Son noktaya özellikle dikkat çekmek gerekmektedir çünkü göçmen kadınlar birbirlerine gönüllülükle yardımcı olmuşlar, özen göstermişlerdir. Örneğin, bir kadın yaşadığı bölgede kendisinin de yardım almış olduğu Bangladeşli bir dükkân sahibinin herkese yiyecek yardımında bulunduğunu belirtmiştir. Diğer bir kadın ise, kendisi çalıştığı için işini kaybeden arkadaşlarına ve başka kadınlara yiyecek yardımında bulunmuştur. İlaveten, birçok kadın da bu durumu değerlendirip, gayriresmî grup organizasyonlarıyla veya STÖ’leri gibi sivil kuruluşlarda gönüllü olarak ihtiyaçlılara yardımcı olmuşlardır.
5- SONUÇ
Bu araştırma kapsamında araştırmacıların gözlemlerine dayanarak Kıbrıs’ta genç göçmen kadınların yaşamlarını iyileştirmek üzerine bazı fikirlerle raporumuzu sonuçlandıracağız.
- Kendiliğinden örgütlenmiş göçmen topluluklarında kadınlar, örgütlenememiş topluluklara göre daha iyimserdirler, daha az yalnızlık hissetmektedirler. Örneğin, Filipinli kadınlar Kıbrıs’taki en örgütlü göçmen topluluğudur. Diğer topluluklarda kadınlar ne kadar üzüntülü, acılı, yalnız hissettiklerini ve kendi yurttaşlarıyla hiçbir bağlantıları olmadığını ifade etmişlerdir.
- Genç göçmen kadınlar farklı durumlar karşısında haklarının ne olduğunu ve izleyecekleri prosedürler konusunda kafa karışıklığı yaşamaktadırlar. Örneğin, çoğu zaman yasal süreçler ve diğer işler için kimden bilgi alacaklarını bilemiyorlar. Bir ipucu olması açısından küçük bir işletme açmak isteyen mülteci bir kadının bunun yasallığı ile ilgili kimden bilgi alacağını bilmediğini belirtmek isteriz. Buna benzer olarak, ev hizmetlisi olanlar ise işverenin işten çıkardığı ve yeni bir iş aramaları durumunda yasal prosedürleri bilmemektedirler.

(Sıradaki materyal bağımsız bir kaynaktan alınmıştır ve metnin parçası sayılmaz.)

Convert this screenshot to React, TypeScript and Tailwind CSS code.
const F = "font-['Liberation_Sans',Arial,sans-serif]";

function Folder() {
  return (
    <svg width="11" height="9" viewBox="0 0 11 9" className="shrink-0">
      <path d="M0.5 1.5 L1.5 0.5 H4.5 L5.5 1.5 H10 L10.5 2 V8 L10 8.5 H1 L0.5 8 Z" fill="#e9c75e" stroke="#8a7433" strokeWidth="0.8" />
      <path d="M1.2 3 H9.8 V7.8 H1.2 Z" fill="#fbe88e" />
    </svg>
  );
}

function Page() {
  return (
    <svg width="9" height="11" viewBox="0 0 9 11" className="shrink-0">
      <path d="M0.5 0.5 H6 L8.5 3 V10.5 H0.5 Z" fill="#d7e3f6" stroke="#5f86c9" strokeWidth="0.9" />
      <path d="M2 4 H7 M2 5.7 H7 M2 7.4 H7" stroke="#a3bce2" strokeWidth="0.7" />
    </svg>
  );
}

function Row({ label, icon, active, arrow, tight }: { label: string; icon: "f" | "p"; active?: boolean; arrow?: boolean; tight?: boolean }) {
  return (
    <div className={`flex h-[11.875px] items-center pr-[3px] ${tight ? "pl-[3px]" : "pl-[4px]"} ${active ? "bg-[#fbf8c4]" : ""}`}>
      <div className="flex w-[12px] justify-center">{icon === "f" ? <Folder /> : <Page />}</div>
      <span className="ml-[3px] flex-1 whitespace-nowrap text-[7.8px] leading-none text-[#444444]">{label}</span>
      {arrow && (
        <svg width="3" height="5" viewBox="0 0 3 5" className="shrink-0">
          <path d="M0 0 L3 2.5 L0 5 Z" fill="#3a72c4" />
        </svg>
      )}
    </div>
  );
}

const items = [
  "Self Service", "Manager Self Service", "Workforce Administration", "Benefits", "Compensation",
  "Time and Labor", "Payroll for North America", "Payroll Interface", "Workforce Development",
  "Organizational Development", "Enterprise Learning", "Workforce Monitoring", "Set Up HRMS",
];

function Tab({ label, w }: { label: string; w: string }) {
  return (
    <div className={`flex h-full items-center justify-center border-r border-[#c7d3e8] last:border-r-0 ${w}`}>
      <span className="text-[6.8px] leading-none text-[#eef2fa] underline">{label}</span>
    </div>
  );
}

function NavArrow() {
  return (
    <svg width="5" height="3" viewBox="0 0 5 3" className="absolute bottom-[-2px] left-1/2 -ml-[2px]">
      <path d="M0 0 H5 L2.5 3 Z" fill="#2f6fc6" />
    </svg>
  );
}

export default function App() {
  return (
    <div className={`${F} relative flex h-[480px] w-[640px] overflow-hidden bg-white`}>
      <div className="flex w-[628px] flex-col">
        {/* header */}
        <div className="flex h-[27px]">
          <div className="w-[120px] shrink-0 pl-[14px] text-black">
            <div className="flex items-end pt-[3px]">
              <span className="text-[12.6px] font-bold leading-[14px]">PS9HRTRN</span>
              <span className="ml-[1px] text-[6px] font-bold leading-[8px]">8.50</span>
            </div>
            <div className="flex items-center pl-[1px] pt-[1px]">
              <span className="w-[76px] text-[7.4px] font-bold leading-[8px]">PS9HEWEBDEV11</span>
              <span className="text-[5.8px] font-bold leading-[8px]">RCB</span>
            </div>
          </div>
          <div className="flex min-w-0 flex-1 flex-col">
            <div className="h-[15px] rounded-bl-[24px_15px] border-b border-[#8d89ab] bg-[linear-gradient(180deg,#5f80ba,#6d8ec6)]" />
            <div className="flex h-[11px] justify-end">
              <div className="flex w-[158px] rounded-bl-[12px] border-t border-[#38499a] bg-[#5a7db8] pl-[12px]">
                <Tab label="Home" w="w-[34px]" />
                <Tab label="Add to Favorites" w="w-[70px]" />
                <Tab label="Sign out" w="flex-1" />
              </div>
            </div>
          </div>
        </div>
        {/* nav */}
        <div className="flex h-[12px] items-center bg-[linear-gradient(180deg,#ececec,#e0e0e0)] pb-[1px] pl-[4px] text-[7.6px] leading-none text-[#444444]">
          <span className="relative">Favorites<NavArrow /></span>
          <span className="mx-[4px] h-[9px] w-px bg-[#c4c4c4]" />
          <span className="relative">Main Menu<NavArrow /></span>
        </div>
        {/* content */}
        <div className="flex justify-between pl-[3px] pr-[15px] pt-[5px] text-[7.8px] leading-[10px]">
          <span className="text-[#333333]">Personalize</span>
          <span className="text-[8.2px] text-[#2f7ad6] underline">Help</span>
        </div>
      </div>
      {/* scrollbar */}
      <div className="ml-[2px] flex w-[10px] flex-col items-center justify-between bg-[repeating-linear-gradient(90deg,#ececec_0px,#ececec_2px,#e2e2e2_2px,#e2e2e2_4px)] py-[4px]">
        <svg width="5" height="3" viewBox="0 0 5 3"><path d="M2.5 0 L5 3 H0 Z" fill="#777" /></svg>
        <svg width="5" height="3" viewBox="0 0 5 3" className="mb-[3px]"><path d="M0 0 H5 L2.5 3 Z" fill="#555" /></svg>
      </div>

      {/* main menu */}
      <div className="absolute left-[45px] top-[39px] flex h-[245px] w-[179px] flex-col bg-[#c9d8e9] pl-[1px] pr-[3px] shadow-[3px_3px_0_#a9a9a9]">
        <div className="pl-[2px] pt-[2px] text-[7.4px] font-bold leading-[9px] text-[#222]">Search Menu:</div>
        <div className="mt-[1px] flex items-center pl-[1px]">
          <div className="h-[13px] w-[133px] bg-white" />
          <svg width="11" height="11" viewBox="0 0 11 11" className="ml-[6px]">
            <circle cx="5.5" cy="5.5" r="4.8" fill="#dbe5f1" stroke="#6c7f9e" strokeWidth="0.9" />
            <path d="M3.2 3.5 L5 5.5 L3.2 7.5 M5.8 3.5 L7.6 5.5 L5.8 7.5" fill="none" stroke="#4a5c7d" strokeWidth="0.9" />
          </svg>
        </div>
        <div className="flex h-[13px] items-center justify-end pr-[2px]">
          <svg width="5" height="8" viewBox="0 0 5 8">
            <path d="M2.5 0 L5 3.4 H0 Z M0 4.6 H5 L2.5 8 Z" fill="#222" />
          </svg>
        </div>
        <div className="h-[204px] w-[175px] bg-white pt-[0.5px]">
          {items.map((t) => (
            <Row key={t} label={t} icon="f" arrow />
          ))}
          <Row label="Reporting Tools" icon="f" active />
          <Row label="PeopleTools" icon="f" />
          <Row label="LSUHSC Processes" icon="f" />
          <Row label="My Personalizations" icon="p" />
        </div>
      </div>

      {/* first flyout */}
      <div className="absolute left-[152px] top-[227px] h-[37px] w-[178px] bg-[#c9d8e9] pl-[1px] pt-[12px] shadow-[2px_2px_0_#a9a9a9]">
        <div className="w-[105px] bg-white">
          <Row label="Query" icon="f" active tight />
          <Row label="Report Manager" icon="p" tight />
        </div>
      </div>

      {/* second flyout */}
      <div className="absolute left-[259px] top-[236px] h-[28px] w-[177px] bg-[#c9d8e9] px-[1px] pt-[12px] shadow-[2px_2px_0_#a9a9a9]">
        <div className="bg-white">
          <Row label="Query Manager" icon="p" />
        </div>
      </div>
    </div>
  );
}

Bu çerçevede, farkındalık yaratma kampanyaları ve yönlendirici bilgi merkezleri, göçmen kadınları ve tüm göçmenleri birleştirmek ve iyileştirmek için çok önemlidir.
- Gözlemlerimizde, Afrikalı ve Müslüman kadınlar emek piyasasına girme girişimleri sırasında çok fazla önyargı ve ırkçılığa maruz kaldıklarını ve bu nedenle iş bulmak için desteğe ihtiyaçları olduğunu belirledik. Birçok mülakatta tesettürlü Arap bir kadının işverenlerin çoğu tarafından olumsuz karşılandığını gördük.
- Mültecilerin temel taleplerinin yerine getirilmesinde hükümetin neden olduğu zaman kaybı da çok büyük sorunlara neden olmaktadır. Buna bir örnek ise, Kamerunlu mülteci bir kadının bir yıl önce makamlara başvurarak yaşı küçük oğlunu yanına alma talebi ve hiçbir cevabın verilmemesidir. Oğlunun yaşadığı yerin ne kadar güvensiz olduğu düşünüldüğünde bu kadın oldukça gergin ve endişeli zamanlar yaşamaktadır. Dahası, pandemi süresince durum daha kötüye gitmiş çünkü onun ifadesiyle “şikâyet etmek çok zor çünkü ilgili makama gidemiyorsunuz, sadece mektup gönderebiliyorsunuz”.
- STÖ’ler ile devlet daireleri arasında iş birliği ve koordinasyon gereklidir ve kaçınılmazdır.
- Genç göçmen kadınların belirli sorunlarını ele alan, araştırma temelli daha çok çalışmaya ihtiyaç duyulmaktadır.